法華狼の日記

他名義は“ほっけ”等。主な話題は、アニメやネットや歴史認識の感想。ときどき著名人は敬称略。

『妄想代理人』の本職による感想

セックスワーカーの登場する映画を元風俗嬢が評価しているコラムで、『妄想代理人』がとりあげられていた。
風俗嬢コラム Worker's Live!!-Girls Health Lab: Sex Workerが観るSex Work映画〜その5「妄想代理人」

地味で真面目な女が多重人格で別人格が娼婦をやってて、その娼婦をやってる別人格はケバくてあばずれ口調でわがままでっていう、もう何千回そんな設定見たのって設定なんですよね〜。
せっぱつまってもう死にたいぐらい!って思ってる人のところに小学生の姿をした人殺しが現れてぶっ殺してくれるっていうオモシロイ設定の2004年のアニメでもセックスワーカーってこういう描かれ方なんだね〜、萎える〜とか思いながら観るのが味わい深いかんじ。
買春者の描かれ方も「またこれ?」ってかんじの非モテでデブスでロリコンでフィギュア好きとかで、薄っぺらい味わい。
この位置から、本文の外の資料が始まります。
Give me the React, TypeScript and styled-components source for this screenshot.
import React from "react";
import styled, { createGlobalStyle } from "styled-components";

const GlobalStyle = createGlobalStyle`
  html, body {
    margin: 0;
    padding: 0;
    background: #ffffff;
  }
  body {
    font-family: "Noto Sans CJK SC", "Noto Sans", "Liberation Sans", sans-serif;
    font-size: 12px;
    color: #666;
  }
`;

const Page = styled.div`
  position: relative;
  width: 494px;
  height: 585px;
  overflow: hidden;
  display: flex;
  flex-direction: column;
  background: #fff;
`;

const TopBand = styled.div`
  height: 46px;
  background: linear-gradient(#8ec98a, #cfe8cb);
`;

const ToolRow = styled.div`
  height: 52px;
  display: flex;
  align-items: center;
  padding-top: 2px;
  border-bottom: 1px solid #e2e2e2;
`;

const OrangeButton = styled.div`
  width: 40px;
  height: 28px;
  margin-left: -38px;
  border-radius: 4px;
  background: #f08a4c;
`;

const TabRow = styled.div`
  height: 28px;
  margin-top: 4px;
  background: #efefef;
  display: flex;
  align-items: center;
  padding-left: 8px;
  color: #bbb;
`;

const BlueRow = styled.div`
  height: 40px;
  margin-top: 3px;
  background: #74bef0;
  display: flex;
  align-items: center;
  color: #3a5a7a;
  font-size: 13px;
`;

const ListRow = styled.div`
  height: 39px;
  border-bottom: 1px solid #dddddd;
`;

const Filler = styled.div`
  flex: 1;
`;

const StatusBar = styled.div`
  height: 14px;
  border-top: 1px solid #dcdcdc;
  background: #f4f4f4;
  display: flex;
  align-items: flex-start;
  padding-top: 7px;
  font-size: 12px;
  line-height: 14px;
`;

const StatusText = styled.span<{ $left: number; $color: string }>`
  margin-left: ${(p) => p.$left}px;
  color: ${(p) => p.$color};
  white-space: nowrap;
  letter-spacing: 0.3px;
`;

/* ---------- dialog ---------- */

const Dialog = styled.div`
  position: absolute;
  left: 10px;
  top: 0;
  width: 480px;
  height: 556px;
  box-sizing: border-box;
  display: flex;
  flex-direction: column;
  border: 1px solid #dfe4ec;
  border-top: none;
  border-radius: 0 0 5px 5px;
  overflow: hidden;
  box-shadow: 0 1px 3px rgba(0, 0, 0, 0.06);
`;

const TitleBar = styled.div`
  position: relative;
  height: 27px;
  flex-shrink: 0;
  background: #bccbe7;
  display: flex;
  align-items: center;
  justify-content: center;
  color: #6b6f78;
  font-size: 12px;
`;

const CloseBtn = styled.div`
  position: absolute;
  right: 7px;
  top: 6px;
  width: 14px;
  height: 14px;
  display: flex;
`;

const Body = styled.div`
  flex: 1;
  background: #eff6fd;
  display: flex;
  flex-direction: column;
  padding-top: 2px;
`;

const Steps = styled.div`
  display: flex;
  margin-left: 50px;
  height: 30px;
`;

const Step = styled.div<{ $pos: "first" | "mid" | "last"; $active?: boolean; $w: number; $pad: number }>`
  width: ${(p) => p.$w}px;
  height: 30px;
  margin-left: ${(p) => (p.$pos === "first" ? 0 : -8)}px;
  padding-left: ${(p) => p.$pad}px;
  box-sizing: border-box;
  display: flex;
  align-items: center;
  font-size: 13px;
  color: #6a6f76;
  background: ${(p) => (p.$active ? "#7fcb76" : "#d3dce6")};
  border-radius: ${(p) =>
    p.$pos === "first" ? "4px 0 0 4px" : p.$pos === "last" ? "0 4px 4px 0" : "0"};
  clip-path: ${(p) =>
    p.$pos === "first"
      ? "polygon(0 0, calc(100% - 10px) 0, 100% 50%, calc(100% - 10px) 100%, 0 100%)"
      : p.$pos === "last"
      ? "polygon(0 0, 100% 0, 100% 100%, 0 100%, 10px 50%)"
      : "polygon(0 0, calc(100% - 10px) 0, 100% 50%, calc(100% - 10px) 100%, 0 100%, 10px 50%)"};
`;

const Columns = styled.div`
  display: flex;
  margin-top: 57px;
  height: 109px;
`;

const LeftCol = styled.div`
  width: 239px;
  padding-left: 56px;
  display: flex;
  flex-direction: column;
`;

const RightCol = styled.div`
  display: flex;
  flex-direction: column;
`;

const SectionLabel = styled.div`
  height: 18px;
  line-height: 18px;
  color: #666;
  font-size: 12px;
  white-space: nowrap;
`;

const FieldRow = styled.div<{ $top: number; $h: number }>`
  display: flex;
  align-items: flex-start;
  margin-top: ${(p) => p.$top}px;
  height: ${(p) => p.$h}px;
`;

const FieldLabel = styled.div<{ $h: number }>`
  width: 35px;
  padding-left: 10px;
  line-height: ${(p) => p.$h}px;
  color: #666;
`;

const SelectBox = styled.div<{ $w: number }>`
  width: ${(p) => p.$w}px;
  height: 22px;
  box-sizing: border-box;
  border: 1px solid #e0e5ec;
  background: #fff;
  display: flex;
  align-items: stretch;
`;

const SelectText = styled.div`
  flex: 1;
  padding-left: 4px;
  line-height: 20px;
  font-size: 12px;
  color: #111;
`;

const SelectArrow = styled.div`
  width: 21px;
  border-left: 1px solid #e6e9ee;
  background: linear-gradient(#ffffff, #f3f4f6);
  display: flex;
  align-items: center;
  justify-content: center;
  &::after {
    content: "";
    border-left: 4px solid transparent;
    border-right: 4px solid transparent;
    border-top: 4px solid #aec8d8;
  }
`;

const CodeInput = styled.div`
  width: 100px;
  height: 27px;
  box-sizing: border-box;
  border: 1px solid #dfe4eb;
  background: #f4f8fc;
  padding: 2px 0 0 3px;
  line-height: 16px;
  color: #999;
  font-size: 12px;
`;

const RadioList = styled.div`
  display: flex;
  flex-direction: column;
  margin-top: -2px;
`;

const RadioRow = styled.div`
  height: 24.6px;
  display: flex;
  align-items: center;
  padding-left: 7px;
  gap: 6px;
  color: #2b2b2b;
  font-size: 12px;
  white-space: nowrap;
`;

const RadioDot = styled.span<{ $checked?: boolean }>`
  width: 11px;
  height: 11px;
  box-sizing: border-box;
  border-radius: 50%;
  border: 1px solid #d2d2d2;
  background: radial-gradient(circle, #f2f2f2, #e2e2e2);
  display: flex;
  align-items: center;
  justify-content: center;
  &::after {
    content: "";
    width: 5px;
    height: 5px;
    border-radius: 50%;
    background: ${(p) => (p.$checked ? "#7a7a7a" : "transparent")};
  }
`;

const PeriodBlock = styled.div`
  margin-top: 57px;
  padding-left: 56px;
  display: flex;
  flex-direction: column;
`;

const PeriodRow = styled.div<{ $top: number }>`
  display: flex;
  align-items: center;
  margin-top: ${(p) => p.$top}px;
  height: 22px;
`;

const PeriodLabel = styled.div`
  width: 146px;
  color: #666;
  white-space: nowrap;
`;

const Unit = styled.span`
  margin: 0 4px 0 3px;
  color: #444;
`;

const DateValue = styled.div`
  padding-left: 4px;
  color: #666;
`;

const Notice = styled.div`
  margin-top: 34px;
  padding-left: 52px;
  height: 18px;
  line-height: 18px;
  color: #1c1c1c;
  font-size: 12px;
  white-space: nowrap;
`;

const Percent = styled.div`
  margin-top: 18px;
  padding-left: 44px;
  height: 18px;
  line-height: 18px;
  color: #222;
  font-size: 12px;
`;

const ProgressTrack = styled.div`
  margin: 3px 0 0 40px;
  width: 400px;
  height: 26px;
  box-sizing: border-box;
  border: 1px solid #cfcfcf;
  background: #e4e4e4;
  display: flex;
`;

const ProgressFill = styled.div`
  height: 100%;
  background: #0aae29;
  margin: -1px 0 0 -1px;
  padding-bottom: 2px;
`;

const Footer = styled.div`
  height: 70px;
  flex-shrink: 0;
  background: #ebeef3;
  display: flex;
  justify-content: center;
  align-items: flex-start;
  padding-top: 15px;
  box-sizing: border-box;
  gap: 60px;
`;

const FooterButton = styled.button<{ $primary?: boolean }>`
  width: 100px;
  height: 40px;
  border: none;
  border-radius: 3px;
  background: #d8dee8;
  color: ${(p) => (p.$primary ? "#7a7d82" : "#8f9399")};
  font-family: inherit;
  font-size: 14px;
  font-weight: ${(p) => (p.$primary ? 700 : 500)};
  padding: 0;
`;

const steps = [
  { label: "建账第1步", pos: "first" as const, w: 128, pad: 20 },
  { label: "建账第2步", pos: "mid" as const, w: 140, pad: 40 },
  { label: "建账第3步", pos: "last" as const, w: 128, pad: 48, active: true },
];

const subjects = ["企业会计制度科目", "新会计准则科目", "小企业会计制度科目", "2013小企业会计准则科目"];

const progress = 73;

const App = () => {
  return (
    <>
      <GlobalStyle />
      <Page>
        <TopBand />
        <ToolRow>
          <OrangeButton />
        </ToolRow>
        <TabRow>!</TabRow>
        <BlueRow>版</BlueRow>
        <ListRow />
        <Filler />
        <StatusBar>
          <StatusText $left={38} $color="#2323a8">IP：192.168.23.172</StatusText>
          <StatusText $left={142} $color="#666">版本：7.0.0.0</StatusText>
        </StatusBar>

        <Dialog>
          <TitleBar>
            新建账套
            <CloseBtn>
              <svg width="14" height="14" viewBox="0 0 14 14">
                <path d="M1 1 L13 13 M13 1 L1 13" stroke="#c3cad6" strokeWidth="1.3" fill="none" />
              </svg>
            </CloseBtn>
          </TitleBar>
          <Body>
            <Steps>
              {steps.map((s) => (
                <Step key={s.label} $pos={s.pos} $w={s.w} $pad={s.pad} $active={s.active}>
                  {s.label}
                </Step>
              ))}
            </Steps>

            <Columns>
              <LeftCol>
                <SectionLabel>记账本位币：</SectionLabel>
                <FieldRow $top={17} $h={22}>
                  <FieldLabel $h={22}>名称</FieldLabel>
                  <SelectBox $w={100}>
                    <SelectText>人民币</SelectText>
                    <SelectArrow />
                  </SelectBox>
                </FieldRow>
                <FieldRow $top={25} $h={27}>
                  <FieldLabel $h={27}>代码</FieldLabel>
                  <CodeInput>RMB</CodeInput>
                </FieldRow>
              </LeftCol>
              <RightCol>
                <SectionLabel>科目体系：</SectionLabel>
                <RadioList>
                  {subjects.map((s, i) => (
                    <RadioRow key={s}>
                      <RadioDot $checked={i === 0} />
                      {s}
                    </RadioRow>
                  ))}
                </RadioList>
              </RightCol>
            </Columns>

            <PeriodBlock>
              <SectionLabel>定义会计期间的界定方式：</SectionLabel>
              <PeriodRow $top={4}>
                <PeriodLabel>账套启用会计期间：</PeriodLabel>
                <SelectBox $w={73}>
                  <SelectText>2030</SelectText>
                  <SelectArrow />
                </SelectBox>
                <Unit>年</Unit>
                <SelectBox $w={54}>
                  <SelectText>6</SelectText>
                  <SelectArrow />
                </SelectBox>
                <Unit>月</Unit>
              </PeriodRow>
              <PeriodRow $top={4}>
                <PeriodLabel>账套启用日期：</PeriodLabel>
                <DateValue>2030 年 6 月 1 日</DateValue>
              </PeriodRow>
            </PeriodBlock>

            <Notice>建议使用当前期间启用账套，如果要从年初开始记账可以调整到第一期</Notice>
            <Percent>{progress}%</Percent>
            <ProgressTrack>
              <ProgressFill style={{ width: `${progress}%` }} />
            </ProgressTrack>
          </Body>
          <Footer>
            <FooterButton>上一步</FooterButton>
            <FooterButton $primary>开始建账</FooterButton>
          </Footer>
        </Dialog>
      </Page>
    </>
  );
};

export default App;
よくできたTVアニメだが、登場人物の多くが類型にとどまっているという指摘は、たしかに正しい。もともと今敏監督が映画作品を作っている時に余った設定を寄せ集めた作品だ。二重人格の描写は『パーフェクトブルー』より単純だし、ホームレス像も『東京ゴッドファーザーズ』より単純化されている。特にメディアでの描写が類型的になりやすい職種から見れば、不満もおぼえることだろう。
ただし、『妄想代理人』は第9話「ETC」で、意図的に類型化した物語を並べていった。そこからひるがえって考えると、過去回で描かれた出来事も類型だったと自覚的に見せている作品という評価も可能だ。それだけは注意しておきたい。